• **Problem requirements**
Scan the data below for the string "that". Copy every line where it appears.

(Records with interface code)
---*---

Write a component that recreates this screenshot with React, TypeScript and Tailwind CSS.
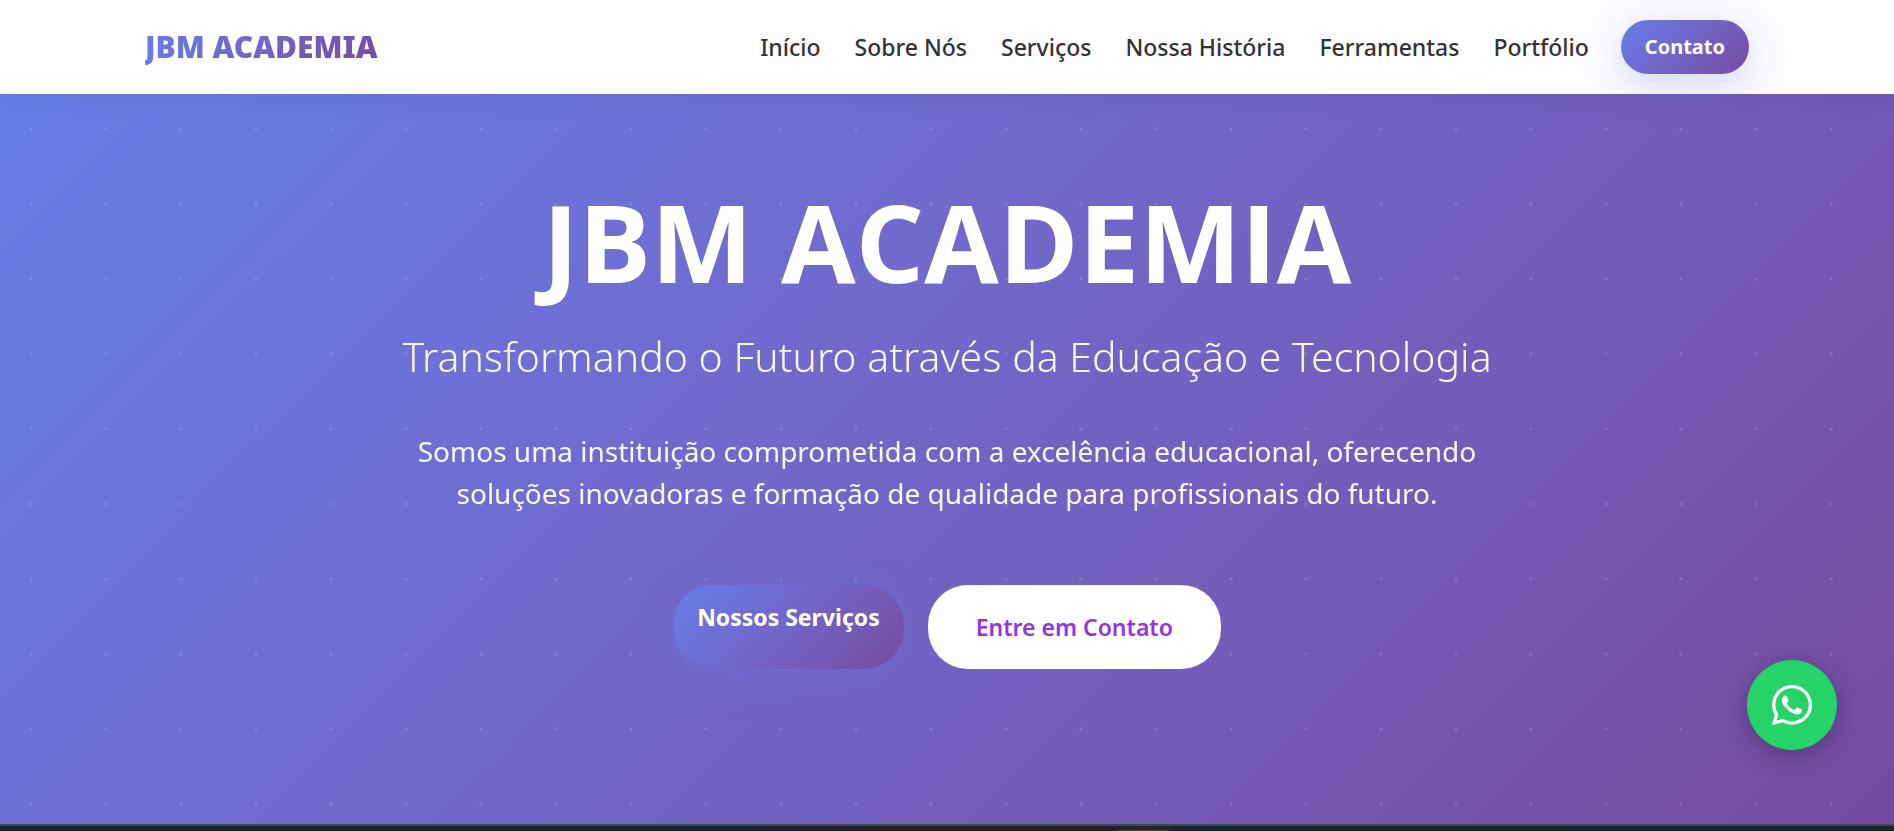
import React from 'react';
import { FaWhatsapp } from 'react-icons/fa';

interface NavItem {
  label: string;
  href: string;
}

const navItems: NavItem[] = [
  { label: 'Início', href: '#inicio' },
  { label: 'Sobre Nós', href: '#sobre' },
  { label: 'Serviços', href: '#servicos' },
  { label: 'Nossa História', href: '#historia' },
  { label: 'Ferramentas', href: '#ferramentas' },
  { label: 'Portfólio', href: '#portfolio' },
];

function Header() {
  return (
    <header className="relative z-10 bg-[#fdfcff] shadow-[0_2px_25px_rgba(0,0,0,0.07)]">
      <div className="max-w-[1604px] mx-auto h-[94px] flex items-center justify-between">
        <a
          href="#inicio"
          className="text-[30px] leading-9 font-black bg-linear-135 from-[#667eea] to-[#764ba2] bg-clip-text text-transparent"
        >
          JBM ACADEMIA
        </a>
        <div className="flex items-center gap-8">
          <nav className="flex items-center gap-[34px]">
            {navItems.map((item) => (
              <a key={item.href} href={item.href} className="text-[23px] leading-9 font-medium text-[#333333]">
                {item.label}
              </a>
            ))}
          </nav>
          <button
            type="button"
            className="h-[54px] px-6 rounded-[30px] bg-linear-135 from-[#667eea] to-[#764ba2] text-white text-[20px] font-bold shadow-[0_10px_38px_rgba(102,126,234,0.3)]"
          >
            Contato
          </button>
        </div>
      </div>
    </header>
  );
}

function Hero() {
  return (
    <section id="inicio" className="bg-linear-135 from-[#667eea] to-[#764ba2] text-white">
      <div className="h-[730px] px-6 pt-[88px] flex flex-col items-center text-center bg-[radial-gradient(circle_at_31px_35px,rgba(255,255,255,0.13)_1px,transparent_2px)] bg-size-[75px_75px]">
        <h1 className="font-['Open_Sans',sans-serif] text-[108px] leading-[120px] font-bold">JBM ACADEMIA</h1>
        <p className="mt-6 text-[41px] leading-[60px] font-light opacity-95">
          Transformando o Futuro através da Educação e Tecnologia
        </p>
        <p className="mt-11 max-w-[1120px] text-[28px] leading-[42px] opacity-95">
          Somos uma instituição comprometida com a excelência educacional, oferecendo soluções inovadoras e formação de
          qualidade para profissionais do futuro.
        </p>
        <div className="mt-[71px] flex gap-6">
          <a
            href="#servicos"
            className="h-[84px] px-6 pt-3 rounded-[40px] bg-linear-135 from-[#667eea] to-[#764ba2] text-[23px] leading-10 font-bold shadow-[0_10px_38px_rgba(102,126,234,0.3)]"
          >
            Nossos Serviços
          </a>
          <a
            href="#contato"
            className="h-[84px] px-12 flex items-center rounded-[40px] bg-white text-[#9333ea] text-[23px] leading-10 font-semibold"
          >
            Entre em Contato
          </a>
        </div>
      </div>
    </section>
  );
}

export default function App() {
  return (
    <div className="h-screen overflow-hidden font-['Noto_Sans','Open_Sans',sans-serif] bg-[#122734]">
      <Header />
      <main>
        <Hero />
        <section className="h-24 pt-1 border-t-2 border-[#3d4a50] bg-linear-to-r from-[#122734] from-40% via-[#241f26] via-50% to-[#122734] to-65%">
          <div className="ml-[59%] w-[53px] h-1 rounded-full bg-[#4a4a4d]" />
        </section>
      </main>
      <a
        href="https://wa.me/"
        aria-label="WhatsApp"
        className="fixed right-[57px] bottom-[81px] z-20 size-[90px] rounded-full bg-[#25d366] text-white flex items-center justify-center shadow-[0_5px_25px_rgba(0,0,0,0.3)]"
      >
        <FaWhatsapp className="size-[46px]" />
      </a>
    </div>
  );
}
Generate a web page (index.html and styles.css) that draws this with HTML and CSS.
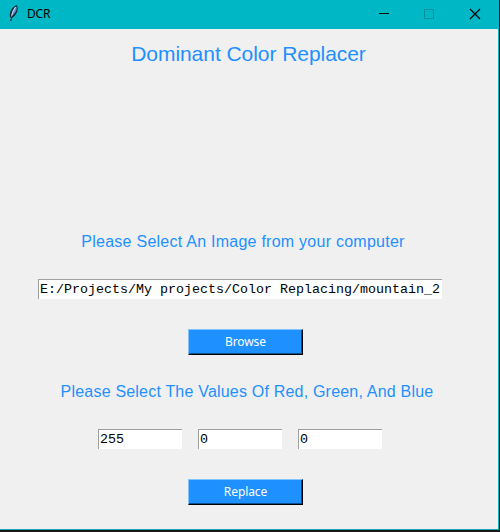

---*---

• **Completed task**
Write a component that recreates this screenshot with React, TypeScript and Tailwind CSS.
Generate a web page (index.html and styles.css) that draws this with HTML and CSS.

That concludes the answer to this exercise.